Alejandro_Martinez · January 13, 2022, 9:31am

That's how I've been treating it. For me the continuation API is a "low level API to interface with the concurrency runtime". That's how I'm treating it. The simple case is to wrap a callback based API but as shown in other examples ( my own asynchcannel or AsyncStream ), when you keep the continuation around it unlocks many more possibilities.

But others, on the other threads, seem to go use AsyncStream for a lot of things that I use continuations so maybe that's a better option. (use always the highest level abstraction rule, I guess).

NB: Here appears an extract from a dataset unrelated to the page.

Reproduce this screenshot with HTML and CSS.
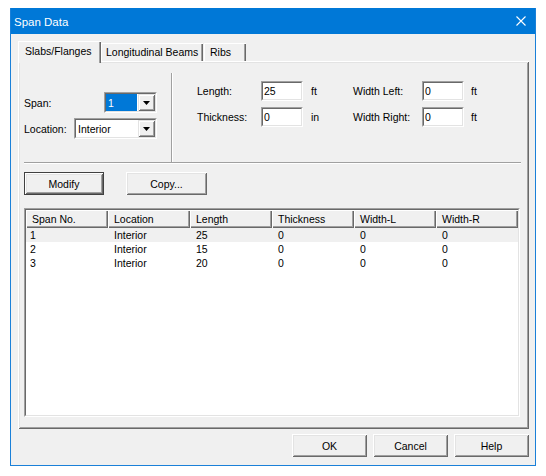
FILE: index.html
```html
<!DOCTYPE html>
<html>
<head>
    <title>Span Data</title>
    <link rel="stylesheet" href="styles.css">
</head>
<body>
    <div class="window">
        <div class="titlebar">
            <span class="title">Span Data</span>
            <svg class="close" width="10" height="10" viewBox="0 0 10 10">
                <path d="M0.5 0.5 L9.5 9.5 M9.5 0.5 L0.5 9.5" stroke="#fff" stroke-width="1.1" fill="none"/>
            </svg>
        </div>

        <div class="dialog-body">
            <div class="tabs">
                <div class="tab tab-active">Slabs/Flanges</div>
                <div class="tab tab-long">Longitudinal Beams</div>
                <div class="tab tab-ribs">Ribs</div>
            </div>

            <div class="panel">
                <div class="top-row">
                    <div class="span-col">
                        <div class="field-row">
                            <span>Span:</span>
                            <div class="combo combo-span">
                                <div class="combo-inner">
                                    <span class="combo-value selected">1</span>
                                    <span class="drop-btn"><svg width="7" height="4" viewBox="0 0 7 4"><polygon points="0,0 7,0 3.5,4" fill="#000"/></svg></span>
                                </div>
                            </div>
                        </div>
                        <div class="field-row">
                            <span>Location:</span>
                            <div class="combo combo-loc">
                                <div class="combo-inner">
                                    <span class="combo-value">Interior</span>
                                    <span class="drop-btn"><svg width="7" height="4" viewBox="0 0 7 4"><polygon points="0,0 7,0 3.5,4" fill="#000"/></svg></span>
                                </div>
                            </div>
                        </div>
                    </div>

                    <div class="vsep"></div>

                    <div class="dims">
                        <span>Length:</span>
                        <div class="textbox"><div class="textbox-inner">25</div></div>
                        <span class="unit">ft</span>
                        <span>Width Left:</span>
                        <div class="textbox"><div class="textbox-inner">0</div></div>
                        <span class="unit unit-right">ft</span>

                        <span>Thickness:</span>
                        <div class="textbox"><div class="textbox-inner">0</div></div>
                        <span class="unit">in</span>
                        <span>Width Right:</span>
                        <div class="textbox"><div class="textbox-inner">0</div></div>
                        <span class="unit unit-right">ft</span>
                    </div>
                </div>

                <div class="hsep"></div>

                <div class="actions">
                    <button class="btn btn-default btn-wide">Modify</button>
                    <button class="btn btn-wide btn-copy">Copy...</button>
                </div>

                <div class="list">
                    <div class="list-inner">
                        <div class="list-head">
                            <div>Span No.</div>
                            <div>Location</div>
                            <div>Length</div>
                            <div>Thickness</div>
                            <div>Width-L</div>
                            <div>Width-R</div>
                        </div>
                        <div class="list-row row-selected">
                            <div>1</div><div>Interior</div><div>25</div><div>0</div><div>0</div><div>0</div>
                        </div>
                        <div class="list-row">
                            <div>2</div><div>Interior</div><div>15</div><div>0</div><div>0</div><div>0</div>
                        </div>
                        <div class="list-row">
                            <div>3</div><div>Interior</div><div>20</div><div>0</div><div>0</div><div>0</div>
                        </div>
                    </div>
                </div>
            </div>

            <div class="footer">
                <button class="btn">OK</button>
                <button class="btn">Cancel</button>
                <button class="btn">Help</button>
            </div>
        </div>
    </div>
</body>
</html>
```

FILE: styles.css
```css
body {
    margin: 0;
    padding: 8px 0 0 10px;
    background-color: #fff;
    font-family: "Liberation Sans", Arial, sans-serif;
    font-size: 10.5px;
    color: #000;
}
.window {
    width: 526px;
    height: 458px;
    box-sizing: border-box;
    border: 1px solid #1a80d8;
    border-top: none;
    background-color: #f0f0f0;
}
.titlebar {
    height: 26px;
    background-color: #0078d7;
    color: white;
    display: flex;
    align-items: center;
    justify-content: space-between;
    padding: 0 9px 0 3px;
}
.title {
    font-size: 11.5px;
    padding-top: 1px;
}
.close {
    display: block;
}
.dialog-body {
    padding: 7px 6px 0 7px;
}

/* tabs */
.tabs {
    display: flex;
    align-items: flex-end;
    height: 22px;
}
.tab {
    box-sizing: border-box;
    height: 18px;
    margin-bottom: 2px;
    padding: 3px 0 0 5px;
    background-color: #f0f0f0;
    box-shadow: inset 1px 1px 0 #fff, inset -1px 0 0 #696969, inset -2px 0 0 #a0a0a0;
}
.tab-active {
    position: relative;
    z-index: 1;
    width: 83px;
    height: 22px;
    margin-bottom: 0;
    padding: 4px 0 0 7px;
    box-shadow: inset 1px 1px 0 #fff, inset -1px 0 0 #696969, inset -2px 0 0 #a0a0a0;
}
.tab-long {
    width: 102px;
    margin-left: 0;
}
.tab-ribs {
    width: 42px;
    margin-left: 1px;
    padding-left: 6px;
}

/* panel */
.panel {
    width: 511px;
    height: 368px;
    margin-top: -2px;
    box-sizing: border-box;
    background-color: #f0f0f0;
    box-shadow: inset 1px 1px 0 #fff, inset -1px -1px 0 #696969, inset 2px 2px 0 #e3e3e3, inset -2px -2px 0 #a0a0a0;
}
.top-row {
    display: flex;
    height: 101px;
}
.span-col {
    width: 153px;
    box-sizing: border-box;
    padding: 31px 0 0 6px;
}
.field-row {
    width: 133px;
    height: 21px;
    display: flex;
    align-items: center;
    justify-content: space-between;
    margin-bottom: 5px;
}
.vsep {
    width: 0;
    margin-top: 12px;
    border-left: 1px solid #a0a0a0;
    border-right: 1px solid #fff;
}
.dims {
    padding: 20px 0 0 24px;
    display: grid;
    grid-template-columns: 64px 42px 50px 69px 42px auto;
    grid-auto-rows: 20px;
    row-gap: 6px;
    align-items: center;
    align-content: start;
}
.unit {
    padding-left: 8px;
}
.unit-right {
    padding-left: 7px;
}
.hsep {
    width: 497px;
    margin-left: 6px;
    border-top: 1px solid #a0a0a0;
    border-bottom: 1px solid #fff;
}

/* sunken fields */
.combo, .textbox {
    box-sizing: border-box;
    border: 1px solid;
    border-color: #a0a0a0 #fff #fff #a0a0a0;
}
.combo-inner, .textbox-inner {
    height: 100%;
    box-sizing: border-box;
    border: 1px solid;
    border-color: #696969 #e3e3e3 #e3e3e3 #696969;
    background-color: #fff;
}
.combo {
    height: 21px;
}
.combo-span {
    width: 53px;
}
.combo-loc {
    width: 83px;
}
.combo-inner {
    display: flex;
}
.combo-value {
    flex: 1;
    display: flex;
    align-items: center;
    padding-left: 2px;
}
.combo-value.selected {
    background-color: #0078d7;
    color: white;
    margin: 0 1px 0 0;
}
.drop-btn {
    width: 17px;
    display: flex;
    align-items: center;
    justify-content: center;
    background-color: #f0f0f0;
    box-shadow: inset 1px 1px 0 #e3e3e3, inset -1px -1px 0 #696969, inset 2px 2px 0 #fff, inset -2px -2px 0 #a0a0a0;
}
.drop-btn svg {
    display: block;
    margin-top: 1px;
}
.textbox {
    height: 20px;
}
.textbox-inner {
    padding: 2px 0 0 1px;
}

/* buttons */
.btn {
    box-sizing: border-box;
    width: 75px;
    height: 23px;
    padding: 0;
    border: none;
    background-color: #f0f0f0;
    font-family: inherit;
    font-size: 10.5px;
    color: #000;
    box-shadow: inset 1px 1px 0 #fff, inset -1px -1px 0 #696969, inset 2px 2px 0 #e3e3e3, inset -2px -2px 0 #a0a0a0;
}
.btn-wide {
    width: 80px;
}
.btn-default {
    border: 1px solid #404040;
}
.btn-copy {
    width: 81px;
}
.actions {
    display: flex;
    gap: 22px;
    padding: 8px 0 0 6px;
}

/* list view */
.list {
    width: 496px;
    height: 209px;
    margin: 13px 0 0 6px;
    box-sizing: border-box;
    border: 1px solid;
    border-color: #a0a0a0 #fff #fff #a0a0a0;
}
.list-inner {
    height: 100%;
    box-sizing: border-box;
    border: 1px solid;
    border-color: #696969 #e3e3e3 #e3e3e3 #696969;
    background-color: #fff;
}
.list-head, .list-row {
    display: grid;
    grid-template-columns: repeat(6, 82px);
}
.list-head div {
    height: 18px;
    box-sizing: border-box;
    padding: 3px 0 0 6px;
    background-color: #f0f0f0;
    box-shadow: inset 1px 1px 0 #fff, inset -1px -1px 0 #696969, inset -2px -2px 0 #a0a0a0;
}
.list-row div {
    height: 14px;
    line-height: 14px;
    padding-left: 6px;
}
.list-row div:first-child {
    padding-left: 4px;
}
.row-selected {
    background-color: #f0f0f0;
}

.footer {
    display: flex;
    justify-content: flex-end;
    gap: 6px;
    width: 511px;
    padding-top: 5px;
}
```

AlexisQapa · January 13, 2022, 9:45am

I stumbled upon this Asynchrone/SharedAsyncSequence.swift at main · reddavis/Asynchrone · GitHub which might be a way to solve your issue with a combine / rx like approach

tclementdev · January 13, 2022, 12:00pm

You should be able to use just one worker that keeps trying to dequeue and spawns tasks when there's work to do.

Chris_Eidhof · January 13, 2022, 1:03pm

@tclementdev yes, that could work, but then you're in the "unstructured concurrency" land again. My problem isn't building a web crawler, it's just an example. I was mainly wondering whether it's okay to use with[...]Continuation as a general-purpose manual suspend/resume mechanism.